I don't know what this means besides the fact something messed up.

I know this should work on my computer because the same process worked perfectly in Linux. Also, the volume key combinations I set are currently working (I press Fn + F3 and the volume goes up 5).

Hopefully someone here can help.


----------



## mav@ (Jan 23, 2010)

May be it is vendor/model-specific, but on my Acer TM6292 brightness keys work in some hardware way without OS support. Volume, suspend and other special keys with unsupported codes I've successfully mapped to proper X events via writing custom key map.


----------



## aragon (Jan 23, 2010)

mav@ said:
			
		

> Volume, suspend and other special keys with unsupported codes I've successfully mapped to proper X events via writing custom key map.


Any idea if/how this will work for getting multimedia keys on USB keyboards working? (volume, play, stop, etc.)


----------



## mav@ (Jan 23, 2010)

Additional keys on USB keyboard could be reported or as usual keys, or via additional HID device. In later case you should see addition uhidX device during boot and should use some applications to work with it. For example, usbhidctl.


----------



## Agi93 (Jan 24, 2010)

So would I use this usbhidctl to find out how FreeBSD recognizes these key combinations (if it does)?

I read on the ubuntu forums that another person was having this exact problem, and I know FreeBSD is not Linux and all, but it was decided that the guy there needed acpi to recognize his keys. For some reason it was being a little weird on his system. I checked out the acpi man page, but I can't really figure out what's wrong. It seems like it starts up with the kernel or at boot automatically, so these keys should be recognized.


----------



## mav@ (Jan 24, 2010)

ACPI is an one more way for vendors to implement additional keys on laptops. There are additional kernel modules for some kinds of laptops, but I haven't touched it really.


----------



## Agi93 (Jan 24, 2010)

I found out that there is an acpi_sony kernel module for FreeBSD, so I tried loading it and tested my Fn keys out, but they still didn't work in xbindkeys -k. The acpi_sony module is far from feature rich and is not being developed very actively from what I've read after some googling (whereas the acpi_ibm module is very robust). Darn. I was really hoping this would have fixed it.


----------



## aragon (Jan 24, 2010)

In my case I get a uhid device and ukbd device, but if I try use usbhidctl on the uhid device I don't get any items shown.  This is a Logitech Wave keyboard.


----------



## sixtydoses (Jan 27, 2010)

@aragon - My USB keyboard multimedia keys don't work as well. I stumbled on your post in a different thread mentioning about using USB-ps/2 converter and I've been using it since then and most of the multimedia keys are working now (haven't mapped all yet). Love all of them especially the volume wheel. I'm using Gigabyte GK-K6800. Thanks.


----------



## aragon (Jan 28, 2010)

Yea, I'm tempted to get a PS/2 converter, but ultimately it needs to work via native USB too.


----------



## UncleBAZINGA (Nov 7, 2015)

First of all sorry for digging out such an old thread, but the OPs issue perfectly describes my issue as well. I'm using 10.2-RELEASE with GENERIC on a Samsung Series5 Ultrabook and the only Fn + F* keys working are those for volume control. I would love to use them in conjunction for display brightness. Recently I've tried 11-CURRENT, but it's the same. Does anybody know if and when those functions / keys will be supported by FreeBSD?


----------



## wblock@ (Nov 7, 2015)

It might not be possible.  On USB keyboards, some keys can be seen as attached to separate USB devices that are not keyboards.  usbhidaction(1) can be used for those.

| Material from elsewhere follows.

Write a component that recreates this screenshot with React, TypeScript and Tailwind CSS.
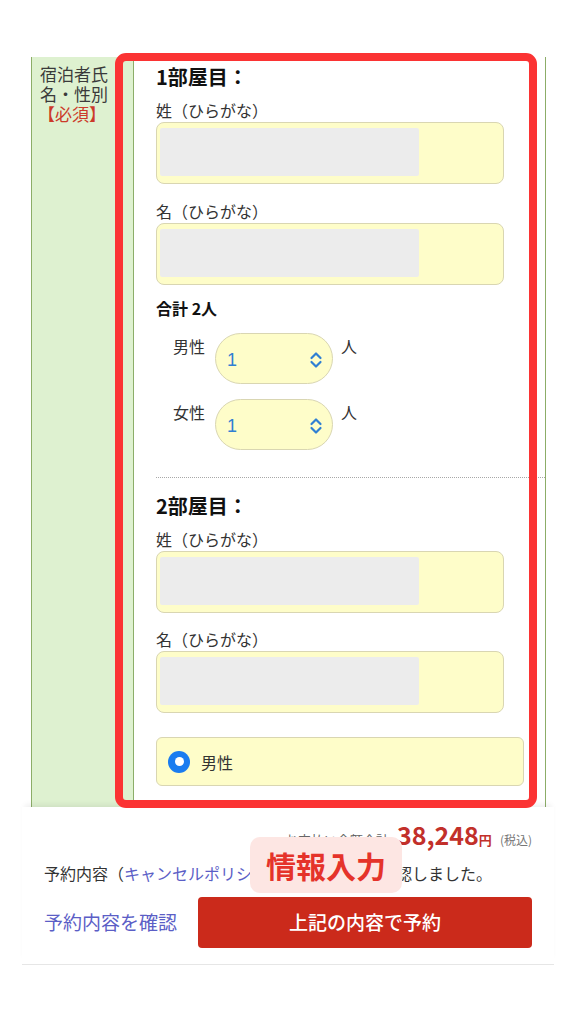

On a notebook, some special keys are not handled the same as the rest of the keyboard.  They might not be seen at all, or might require a special daemon to be running.  Sometimes the functions on those keys can be called separately with a program.


----------



## kpa (Nov 8, 2015)

Worse yet, on some laptops the special keys are not even on a USB hid device but on an ACPI device that needs a special driver from the manufacturer for them to work. Lenovo SL300 that I happen to have is one such machine.


----------



## UncleBAZINGA (Nov 9, 2015)

Thanks for the info guys. Since whether `xev` nor `xbindkeys -k` gives me any useful information about Fn-key + F* for brightness I think I have to stick with brightness control via terminal and graphics/intel-backlight.


----------



## Juha Nurmela (Nov 9, 2015)

This is a HP ProBook 6550b. Fn+F9 and Fn+F10 are marked to control display brightness. They did not do anything. `windowmaker` did not want to capture those keys. It needs keysymbols, I guess. `xev` did show the keycodes though. I added
`xmodmap -e 'keycode 146 = XF86KbdBrightnessDown' -e 'keycode 151 = XF86KbdBrightnessUp'`
and now windowmaker captures the key combinations ok. Also now, as windowmaker has a grab to those keys, xev does not show them any more, just a whirl of FocusIn/Out/... The KeyPress/Release proper is missing. This is normal, I think.
I have the keys as menu accelerators in "Appearance" menu, executing intel_backlight. I guess it's similar to `xbindkeys`.

I wonder if there is a way to list existing keygrabs.

Juha


----------